Current test results of the navigation warning algorithm (NWA) indicate that less than 10 milliseconds of processing time is required for a full cycle of the integrity algorithms (HPCA+CSPA) on the TUR-N internal CPU board. Latency of the availability of the integrity alert information in the output of the receiver after it was transmitted by the satellite has been determined to be below 400 milliseconds. At a worst-case data output rate of 10 Hz this can only be measured in multiples of 100 millisecond periods. The total includes 100 milliseconds of travel time of the signal in space and an estimated 250 milliseconds of internal latency for data-handling steps as demodulation, authentication, and internal communication to make the data available to the integrity processing.
Conclusions
The TUR-N is a fully flexible receiver that can verify many aspects of the Galileo system, or as a demonstrator for Galileo/GPS/SBAS combined operation. It has a similar user interface to commercial receivers and the flexibility to accommodate Galileo system requirements evolutions as foreseen in the FOC phase without major design changes.

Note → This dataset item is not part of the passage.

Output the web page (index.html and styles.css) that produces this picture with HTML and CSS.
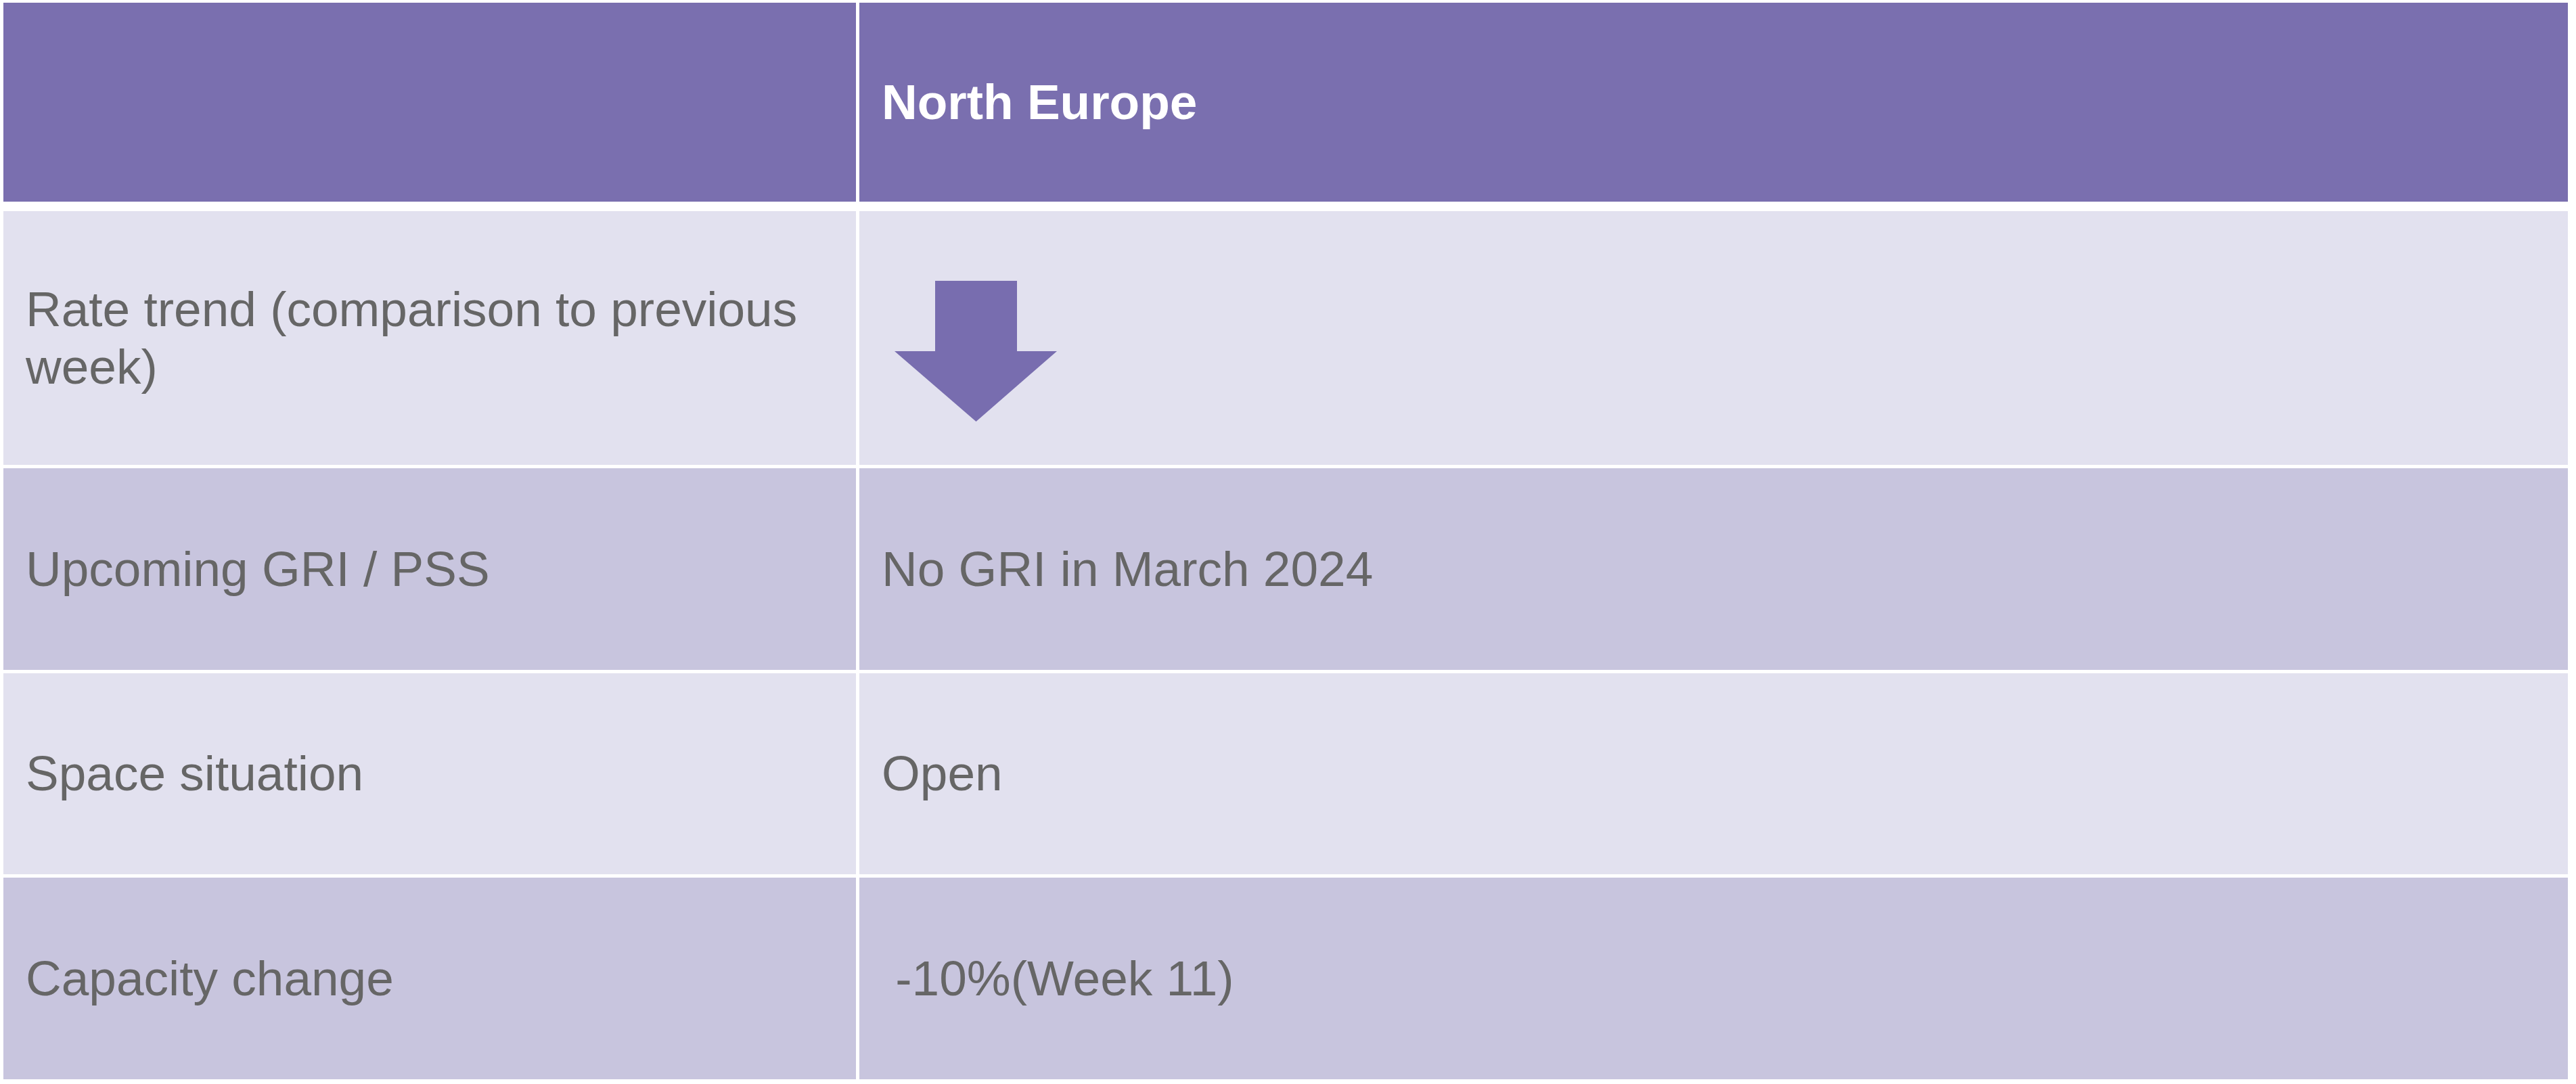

The receiver performance is in general compliant with the requirements. For the important safety-of-life configuration, major performance requirements are satisfied in terms of acquisition time and position accuracy.
The receiver prototype is currently operational and undergoing its final verification and qualification, following early confirmations of compatibility with the RFCS and with the Galileo satellite payload.